Se déroulait alors la retransmission en direct du débat préliminaire à l'attribution du premier prix Procope des lumières, prix « attribué à l’auteur d’un essai politique, philosophique ou sociétal, écrit en langue française et paru en librairie pendant l‘année en cours, du 1er janvier au 30 novembre. »
Par le nom alléché, donc, je suivis l'heure d'émission qui aboutit au couronnement du livre de Ruwen Ogien : L’influence de l’odeur des croissants chauds sur la bonté humaine et autres questions de philosophie morale expérimentale.
De mémoire tous les jurys semblaient d'accord pour dire que le vainqueur se détachait, à l'exception d'Aude Lancelin, heurtée dit-elle par un ouvrage introduisant la pensée néolibérale dans la philosophie française.
On se demande bien ce ça peut vouloir dire à part peut-être que cela semble très mal et qu’Aude Lancelin prend au sérieux son rôle de vigie qui l'aura déjà vue dénoncer les dangers de l’américanisation du Collège de France, toujours prompte à déceler des menaces où d’autres ne verraient rien, telle une Sœur Anne qui verrait tout venir.
Quoiqu'il en soit, c'est en lisant quelques mois plus tard L'Odeur des croissants chauds que j'ai appris l'existence du dilemme dit du « gros homme » raconté à l'entrée de ce billet, en haut et en gras.
Il se trouve qu'hier, à la faveur d'un temps de lecture et de thé vert, je suis retombé sur ce dilemme avec cette nouvelle information surprenante : lorsque la question est posée dans une langue étrangère - compréhensible aux interrogés, bien entendu – la proportion de ceux qui trouvent acceptable de pousser le gros homme augmente significativement.
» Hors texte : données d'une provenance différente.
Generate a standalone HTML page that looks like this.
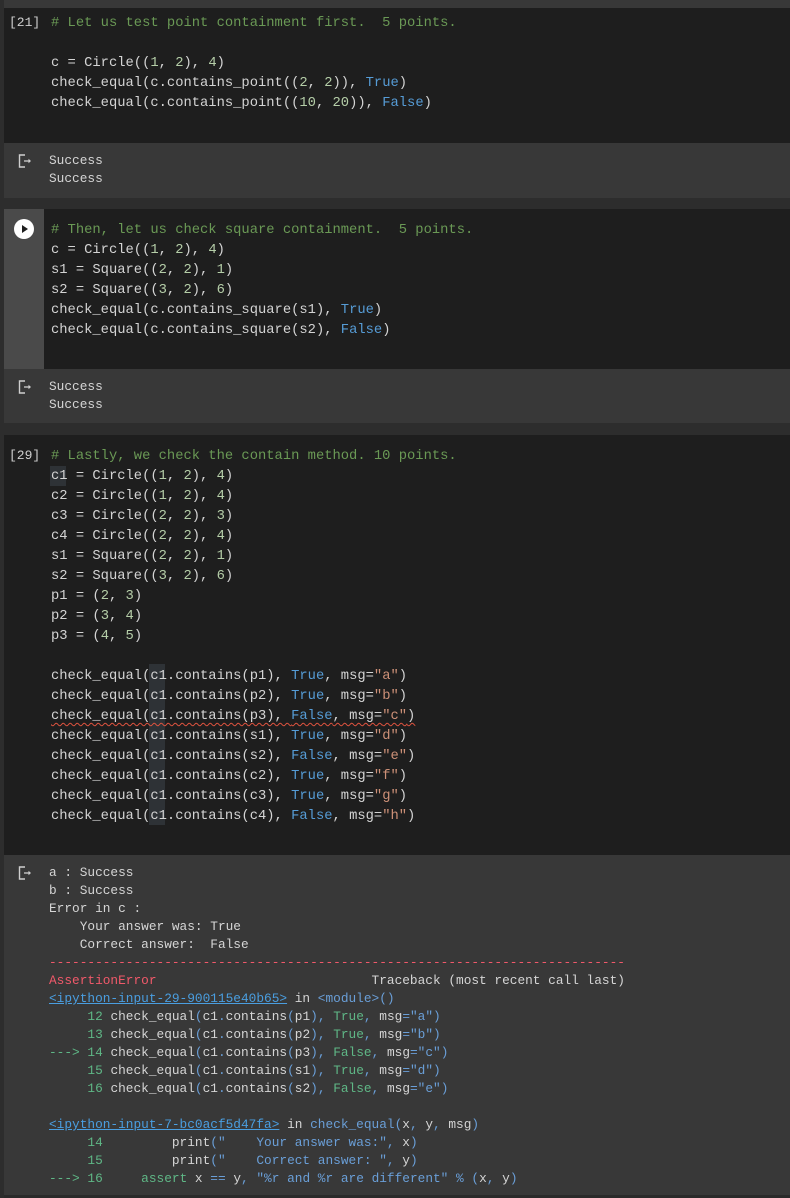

Il semblerait que le filtre d'une autre langue rende le processus de décision plus rationnel et moins dépendant de facteurs émotionnels.
La revanche de Babel, en somme.
C'est peut-être, me dis-je alors après m'être brulé la langue comme à chaque fois que je bois du thé, c'est peut-être, donc, une des raisons pour lesquelles les décisions qui se prennent à Bruxelles, toutes entachées de ce rationalisme funeste dont le cosmopolitisme semble être le terreau, paraissent aussi insupportables à un pays si fier de sa viscéralité et où, par exemple, à chaque fait divers doit répondre une loi dans les cinq jours.
Pis encore, cette pente vers le raisonnable dénature, c'est certain, le débat politique lequel doit être basé, on le sait chez nous, sur l'affrontement et non sur le compromis.
Pleurons donc les heures les plus lumineuses de notre histoire quand les débats vous avaient suffisamment d'allure pour ne pouvoir être tranchés que par le couperet de Sanson.
Sauf que, sauf que. Peut-être alors était-ce l'excès du recours à la Raison qui justifiait l'ouverture de la Place de grève le dimanche.
Ce qui me fait penser que je ne me suis toujours pas payé de gueuleton au Procope.